Maybe, maybe not; Elizabeth is not infallible. This time around our elderly sleuths are engaged in some seriously dangerous business. Martin has Mafia connections and it’s their diamonds that are missing. If they don't show up Martin will end up a corpse, as will anyone else who gets in the way. Quite a few bodies appear in this book, but will all of them stay dead? Elizabeth and Douglas recall a past case about the man who died twice, hence the novel’s title.

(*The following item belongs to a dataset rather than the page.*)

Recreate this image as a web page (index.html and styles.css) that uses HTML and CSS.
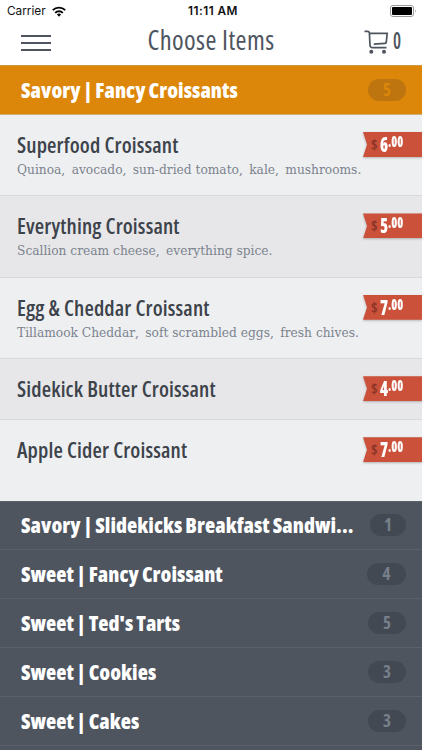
FILE: index.html
```html
<!DOCTYPE html>
<html lang="en">
<head>
    <meta charset="UTF-8">
    <meta name="viewport" content="width=device-width, initial-scale=1.0">
    <title>Choose Items</title>
    <link rel="stylesheet" href="styles.css">
</head>
<body>

    <!-- Status bar -->
    <div class="status-bar">
        <div class="carrier">
            <span>Carrier</span>
            <svg class="wifi" width="14" height="11" viewBox="0 0 14 11">
                <path d="M7 10.7 L4.9 8.5 A3 3 0 0 1 9.1 8.5 Z" fill="#000"/>
                <path d="M3.2 6.8 A5.4 5.4 0 0 1 10.8 6.8 M0.8 4.2 A8.8 8.8 0 0 1 13.2 4.2" fill="none" stroke="#000" stroke-width="1.9"/>
            </svg>
        </div>
        <div class="time">11:11 AM</div>
        <svg class="battery" width="27" height="12" viewBox="0 0 27 12">
            <rect x="0.5" y="0.5" width="23" height="11" rx="2.5" fill="#fff" stroke="#999"/>
            <rect x="2" y="2" width="20" height="8" rx="1" fill="#000"/>
            <path d="M25 4 Q26.5 6 25 8 Z" fill="#999"/>
        </svg>
    </div>

    <!-- Nav bar -->
    <header class="nav">
        <div class="menu-btn"><i></i><i></i><i></i></div>
        <h1>Choose Items</h1>
        <div class="cart">
            <svg width="25" height="24" viewBox="0 0 25 24" fill="none" stroke="#4e555f" stroke-width="1.7">
                <path d="M0.5 1.3 H3.6 Q5.2 1.3 5.4 3 L6 15.3 Q6.2 17.6 8.3 17.6 H22.5"/>
                <path d="M5.4 3.4 H23.2 L22.3 12 Q22.1 13.2 21 13.3 L9.8 14.2"/>
                <circle cx="7.3" cy="21.8" r="2" fill="#4e555f" stroke="none"/>
                <circle cx="20" cy="21.8" r="2" fill="#4e555f" stroke="none"/>
            </svg>
            <span>0</span>
        </div>
    </header>

    <!-- Open category -->
    <div class="category active">
        <h2>Savory | Fancy Croissants</h2>
        <span class="count">5</span>
    </div>

    <ul class="items">
        <li class="item">
            <div class="info">
                <h3>Superfood Croissant</h3>
                <p>Quinoa<span>,</span> avocado<span>,</span> sun-dried tomato<span>,</span> kale<span>,</span> mushrooms.</p>
            </div>
            <div class="price"><div class="flag"><small>$</small><b>6</b><sup>.00</sup></div></div>
        </li>
        <li class="item">
            <div class="info">
                <h3>Everything Croissant</h3>
                <p>Scallion cream cheese<span>,</span> everything spice.</p>
            </div>
            <div class="price"><div class="flag"><small>$</small><b>5</b><sup>.00</sup></div></div>
        </li>
        <li class="item">
            <div class="info">
                <h3>Egg &amp; Cheddar Croissant</h3>
                <p>Tillamook Cheddar<span>,</span> soft scrambled eggs<span>,</span> fresh chives.</p>
            </div>
            <div class="price"><div class="flag"><small>$</small><b>7</b><sup>.00</sup></div></div>
        </li>
        <li class="item short">
            <div class="info">
                <h3>Sidekick Butter Croissant</h3>
            </div>
            <div class="price"><div class="flag"><small>$</small><b>4</b><sup>.00</sup></div></div>
        </li>
        <li class="item">
            <div class="info">
                <h3>Apple Cider Croissant</h3>
            </div>
            <div class="price"><div class="flag"><small>$</small><b>7</b><sup>.00</sup></div></div>
        </li>
    </ul>

    <!-- Closed categories -->
    <div class="category">
        <h2>Savory | Slidekicks Breakfast Sandwi...</h2>
        <span class="count one">1</span>
    </div>
    <div class="category">
        <h2>Sweet | Fancy Croissant</h2>
        <span class="count four">4</span>
    </div>
    <div class="category">
        <h2>Sweet | Ted's Tarts</h2>
        <span class="count">5</span>
    </div>
    <div class="category">
        <h2>Sweet | Cookies</h2>
        <span class="count">3</span>
    </div>
    <div class="category">
        <h2>Sweet | Cakes</h2>
        <span class="count">3</span>
    </div>
    <div class="category end"></div>

</body>
</html>
```
FILE: styles.css
```css
* {
    box-sizing: border-box;
}

body {
    margin: 0;
    height: 750px;
    overflow: hidden;
    background: #4e555f;
    font-family: "Open Sans", "Noto Sans", sans-serif;
    font-stretch: 75%;
}

h1, h2, h3, p, ul {
    margin: 0;
    padding: 0;
    white-space: nowrap;
}

/* Status bar */
.status-bar {
    display: flex;
    justify-content: space-between;
    align-items: center;
    height: 22px;
    padding: 0 5px 0 7px;
    background: #fff;
    font-family: Inter, "Liberation Sans", sans-serif;
    font-size: 11.8px;
    font-stretch: normal;
    color: #111;
}

.carrier,
.battery {
    flex: 0 0 auto;
}

.carrier {
    display: flex;
    align-items: center;
    gap: 6px;
    width: 100px;
}

.time {
    flex: 1;
    padding-right: 71px;
    text-align: center;
    font-weight: 600;
    letter-spacing: 0.45px;
}

/* Nav bar */
.nav {
    display: flex;
    align-items: center;
    height: 43px;
    padding: 0 21px 3px 21px;
    background: #fff;
    color: #4e555f;
}

.menu-btn {
    display: flex;
    flex-direction: column;
    gap: 5.4px;
    width: 80px;
    padding-top: 2px;
}

.menu-btn i {
    width: 30px;
    height: 2px;
    background: #4e555f;
}

.nav h1 {
    flex: 1;
    padding-bottom: 4px;
    text-align: center;
    font-size: 26.5px;
    font-weight: 400;
    letter-spacing: 0.4px;
    line-height: 38px;
}

.cart {
    display: flex;
    align-items: center;
    justify-content: flex-end;
    gap: 4px;
    width: 80px;
    font-size: 24px;
    font-weight: 600;
}

.cart svg {
    flex: none;
}

.cart span {
    width: 8px;
    line-height: 36px;
    padding-bottom: 4px;
    transform: scaleX(0.75);
    transform-origin: left;
}

/* Categories */
.category {
    display: flex;
    align-items: center;
    justify-content: space-between;
    height: 48.9px;
    padding: 0 16px 0 21px;
    border-top: 1px solid #59616b;
    background: #4e555f;
    color: #fff;
}

.category h2 {
    font-size: 21px;
    font-weight: 800;
    line-height: 40px;
    letter-spacing: 0.05px;
    word-spacing: -0.8px;
}

.category.active {
    height: 50px;
    border-top: 1px solid #d09a45;
    border-bottom: 1px solid #cfae7d;
    background: #dd870a;
}

.category.end {
    height: 4px;
}

.count {
    width: 38px;
    height: 22px;
    border-radius: 11px;
    background: #434952;
    color: #77808b;
    font-size: 17px;
    font-weight: 700;
    line-height: 22px;
    text-align: center;
}

.count.one {
    width: 36px;
}

.count.four {
    width: 39px;
}

.active .count {
    background: #be7510;
    color: #dd870a;
}

/* Item list */
.items {
    list-style: none;
    height: 385.5px;
    background: #eeeff1;
}

.item {
    display: flex;
    justify-content: space-between;
    height: 81.4px;
    padding: 16px 0 0 17px;
    border-bottom: 1px solid #d8d9db;
}

.item.short {
    height: 61px;
}

.item:nth-child(even) {
    background: #e7e7e9;
}

.item:last-child {
    height: 80px;
    border-bottom: none;
}

.info {
    width: 345px;
}

.item h3 {
    font-size: 21.5px;
    font-weight: 550;
    letter-spacing: 0.14px;
    line-height: 28px;
    color: #3d434b;
}

.item p {
    font-family: "DejaVu Serif Condensed", "DejaVu Serif", serif;
    font-stretch: condensed;
    font-size: 13.6px;
    line-height: 20px;
    color: #7b838e;
}

/* extra room after each comma */
.item p span {
    letter-spacing: 2.5px;
}

/* Price flag */
.price {
    width: 59px;
    padding-top: 1px;
    filter: drop-shadow(0 1px 1px rgba(0, 0, 0, 0.25));
}

.flag {
    display: flex;
    height: 25px;
    padding-left: 8px;
    background: #cb513a;
    clip-path: polygon(0 0, 100% 0, 100% 100%, 0 100%, 4px 50%);
    color: #fff;
    line-height: 25px;
}

.flag small {
    width: 9px;
    font-size: 14px;
    font-weight: 700;
    color: #8b3528;
}

.flag b {
    width: 8px;
    font-size: 21.5px;
    font-weight: 800;
    line-height: 24px;
    transform: scaleX(0.76);
    transform-origin: left;
}

.flag sup {
    font-size: 15px;
    font-weight: 800;
    line-height: 18px;
    transform: scaleX(0.8);
    transform-origin: left;
}
```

There are new subplots, including the fact that Chris is having a hot affair with Donna's mother, Patrice. This is rather refreshing because Donna and Patrice are Afro-British, and Chris is White. We also meet a clueless MI5 agent named Poppy who’d rather be a poet.  But rest assured, Joyce is still keeping a quirky diary that’s a mix of British deadpan and cavalier commentary on violence. When one murder victim is shot in the noggin at close range, Joyce muses upon the experience of blowing someone’s head off: “It probably doesn't suit everyone. It wouldn't suit me... Perhaps it would suit me? You don’t know until you try, do you? I never thought I would like dark chocolate, for example.”

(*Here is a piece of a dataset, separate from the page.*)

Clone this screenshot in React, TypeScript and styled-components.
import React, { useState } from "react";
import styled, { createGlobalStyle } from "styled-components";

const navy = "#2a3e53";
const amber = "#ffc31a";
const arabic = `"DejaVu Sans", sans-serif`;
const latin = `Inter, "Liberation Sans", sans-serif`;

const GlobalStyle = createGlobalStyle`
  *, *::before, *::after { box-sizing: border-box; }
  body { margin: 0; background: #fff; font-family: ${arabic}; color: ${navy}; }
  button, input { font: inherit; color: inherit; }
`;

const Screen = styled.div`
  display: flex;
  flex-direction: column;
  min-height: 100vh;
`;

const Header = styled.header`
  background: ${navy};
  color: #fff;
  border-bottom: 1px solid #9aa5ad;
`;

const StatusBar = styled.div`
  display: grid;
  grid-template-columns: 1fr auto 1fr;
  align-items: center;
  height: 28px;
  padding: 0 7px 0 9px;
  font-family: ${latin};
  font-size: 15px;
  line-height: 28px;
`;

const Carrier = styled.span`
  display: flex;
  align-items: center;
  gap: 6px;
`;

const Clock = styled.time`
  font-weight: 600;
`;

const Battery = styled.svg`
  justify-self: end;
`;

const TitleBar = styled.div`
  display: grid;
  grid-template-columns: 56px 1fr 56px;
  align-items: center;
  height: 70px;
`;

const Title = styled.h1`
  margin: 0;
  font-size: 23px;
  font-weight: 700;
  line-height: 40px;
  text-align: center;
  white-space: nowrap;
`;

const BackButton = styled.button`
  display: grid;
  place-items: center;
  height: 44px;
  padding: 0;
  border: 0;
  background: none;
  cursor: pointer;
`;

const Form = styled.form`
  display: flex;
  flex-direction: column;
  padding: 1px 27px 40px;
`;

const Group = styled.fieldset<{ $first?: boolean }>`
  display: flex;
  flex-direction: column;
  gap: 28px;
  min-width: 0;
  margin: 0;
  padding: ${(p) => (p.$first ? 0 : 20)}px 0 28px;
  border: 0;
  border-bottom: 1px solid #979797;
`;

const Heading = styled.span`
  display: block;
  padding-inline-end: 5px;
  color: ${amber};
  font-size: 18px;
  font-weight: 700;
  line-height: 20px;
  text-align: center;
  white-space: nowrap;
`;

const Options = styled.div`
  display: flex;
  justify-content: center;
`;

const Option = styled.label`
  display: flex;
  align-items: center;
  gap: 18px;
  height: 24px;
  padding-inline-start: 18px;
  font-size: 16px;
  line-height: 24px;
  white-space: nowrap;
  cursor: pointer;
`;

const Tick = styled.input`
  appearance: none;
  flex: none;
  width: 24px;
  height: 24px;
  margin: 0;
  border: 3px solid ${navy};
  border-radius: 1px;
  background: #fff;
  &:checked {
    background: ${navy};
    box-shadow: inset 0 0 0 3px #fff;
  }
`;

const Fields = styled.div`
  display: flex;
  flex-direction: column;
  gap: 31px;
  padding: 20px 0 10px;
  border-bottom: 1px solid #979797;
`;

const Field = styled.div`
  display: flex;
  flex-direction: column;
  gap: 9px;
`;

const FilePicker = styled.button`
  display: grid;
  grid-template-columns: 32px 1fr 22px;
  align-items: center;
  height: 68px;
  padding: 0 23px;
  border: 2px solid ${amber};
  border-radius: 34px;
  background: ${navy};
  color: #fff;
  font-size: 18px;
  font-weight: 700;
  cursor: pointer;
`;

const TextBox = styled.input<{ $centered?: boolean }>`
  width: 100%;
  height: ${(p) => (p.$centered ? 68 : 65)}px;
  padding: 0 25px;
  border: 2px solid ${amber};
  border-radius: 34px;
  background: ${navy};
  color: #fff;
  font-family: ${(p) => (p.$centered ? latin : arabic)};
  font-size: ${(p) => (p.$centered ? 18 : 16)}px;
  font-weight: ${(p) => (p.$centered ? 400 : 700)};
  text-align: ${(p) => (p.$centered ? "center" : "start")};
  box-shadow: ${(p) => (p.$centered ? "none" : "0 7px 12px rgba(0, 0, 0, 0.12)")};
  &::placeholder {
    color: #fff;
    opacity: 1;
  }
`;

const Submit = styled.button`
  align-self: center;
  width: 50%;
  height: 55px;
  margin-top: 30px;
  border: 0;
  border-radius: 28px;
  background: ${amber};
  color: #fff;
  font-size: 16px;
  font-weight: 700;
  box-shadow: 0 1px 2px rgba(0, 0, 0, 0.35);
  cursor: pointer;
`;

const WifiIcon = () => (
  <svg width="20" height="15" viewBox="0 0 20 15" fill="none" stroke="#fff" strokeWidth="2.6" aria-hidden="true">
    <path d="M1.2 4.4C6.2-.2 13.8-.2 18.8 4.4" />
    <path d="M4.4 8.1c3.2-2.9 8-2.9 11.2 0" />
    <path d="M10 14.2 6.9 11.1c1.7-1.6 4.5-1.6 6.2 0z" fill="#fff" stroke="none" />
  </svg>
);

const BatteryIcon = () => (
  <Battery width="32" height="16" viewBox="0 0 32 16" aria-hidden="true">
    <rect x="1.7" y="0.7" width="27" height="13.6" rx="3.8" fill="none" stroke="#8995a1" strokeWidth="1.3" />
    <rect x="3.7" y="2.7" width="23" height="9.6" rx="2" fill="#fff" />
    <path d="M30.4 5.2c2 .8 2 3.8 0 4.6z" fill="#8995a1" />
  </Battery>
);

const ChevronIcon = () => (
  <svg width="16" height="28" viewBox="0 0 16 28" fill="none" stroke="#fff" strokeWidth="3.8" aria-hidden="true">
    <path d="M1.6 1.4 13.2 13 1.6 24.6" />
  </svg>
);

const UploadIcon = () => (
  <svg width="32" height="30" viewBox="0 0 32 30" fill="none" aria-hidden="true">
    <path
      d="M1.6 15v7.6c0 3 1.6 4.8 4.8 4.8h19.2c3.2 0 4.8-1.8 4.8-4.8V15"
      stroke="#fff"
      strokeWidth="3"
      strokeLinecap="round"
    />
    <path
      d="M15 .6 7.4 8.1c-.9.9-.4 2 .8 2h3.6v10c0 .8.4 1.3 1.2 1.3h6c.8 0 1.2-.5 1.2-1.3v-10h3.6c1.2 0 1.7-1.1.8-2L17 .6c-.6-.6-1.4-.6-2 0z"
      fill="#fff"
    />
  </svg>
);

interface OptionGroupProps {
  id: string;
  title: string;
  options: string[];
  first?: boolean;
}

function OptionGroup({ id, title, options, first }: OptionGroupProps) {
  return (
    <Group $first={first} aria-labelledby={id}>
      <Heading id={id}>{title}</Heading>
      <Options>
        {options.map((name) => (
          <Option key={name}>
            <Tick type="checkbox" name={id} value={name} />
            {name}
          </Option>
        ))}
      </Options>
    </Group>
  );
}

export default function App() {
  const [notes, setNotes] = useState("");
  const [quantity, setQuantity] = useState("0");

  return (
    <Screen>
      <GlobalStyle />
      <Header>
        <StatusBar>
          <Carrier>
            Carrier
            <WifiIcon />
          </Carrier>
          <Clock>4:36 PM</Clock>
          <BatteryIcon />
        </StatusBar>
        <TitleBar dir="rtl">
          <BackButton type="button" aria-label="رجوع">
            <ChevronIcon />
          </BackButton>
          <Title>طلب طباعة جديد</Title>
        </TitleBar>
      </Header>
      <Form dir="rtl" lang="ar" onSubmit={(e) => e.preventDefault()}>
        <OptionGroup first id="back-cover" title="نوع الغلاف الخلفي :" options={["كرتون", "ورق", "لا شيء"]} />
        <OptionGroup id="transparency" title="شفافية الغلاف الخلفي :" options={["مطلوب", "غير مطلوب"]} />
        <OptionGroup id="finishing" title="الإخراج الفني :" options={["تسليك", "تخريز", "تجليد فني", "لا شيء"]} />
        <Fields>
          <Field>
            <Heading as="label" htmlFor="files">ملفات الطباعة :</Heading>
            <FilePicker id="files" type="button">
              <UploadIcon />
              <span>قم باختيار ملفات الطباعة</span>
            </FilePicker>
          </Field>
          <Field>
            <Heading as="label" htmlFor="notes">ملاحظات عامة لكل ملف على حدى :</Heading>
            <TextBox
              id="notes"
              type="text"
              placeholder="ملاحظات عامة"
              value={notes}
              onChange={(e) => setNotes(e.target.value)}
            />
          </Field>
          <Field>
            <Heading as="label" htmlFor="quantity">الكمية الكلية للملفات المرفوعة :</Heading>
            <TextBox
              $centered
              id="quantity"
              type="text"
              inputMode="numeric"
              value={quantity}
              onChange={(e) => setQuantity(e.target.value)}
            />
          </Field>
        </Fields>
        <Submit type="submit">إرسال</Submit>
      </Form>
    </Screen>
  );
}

Book Two is darker than the first novel. A lot of things come into play, including knitted friendship bracelets, delicious revenge against Ibrahim’s attacker, Elizabeth’s inquiries into obtaining £10,000 worth of cocaine, a woman named Connie Johnson who makes Martin seem like a pussycat, a bus station locker, a suspicious parent, and a deadly game that sends Elizabeth seeking answers to cryptic clues left by Douglas. Bogdan has more to do in this novel and Ron's character is softened. Who would expect gruff old Ron to be a doting grandfather? His grandson Kendrick even manages to get in on the act.

Many readers may find that the mystery in The Man Who Died Twice is more sophisticated, others that the book is too sanguinary and not as much fun. In my estimation, Osman interjects enough humanity to temper matters. There is, for instance, an interesting take on Elizabeth's husband Stephen, who is in the grasp of dementia. Yet there are times in which he is lucid, plays chess, and helps the Thursday Murder Club make sense of the rising body count. Osman also knows when to press the comic relief button, like jokes about the receding hairline of an MI5 agent and Donna’s unsuccessful efforts to ignore the details of her mother's relationship with Chris.

Given that Book Three is due out this fall, you may rest assured that the Murder Club will remain intact. Speaking for myself, I hope that the new book will return to the good-natured tone of Book One and save the swashbuckling for James Bond.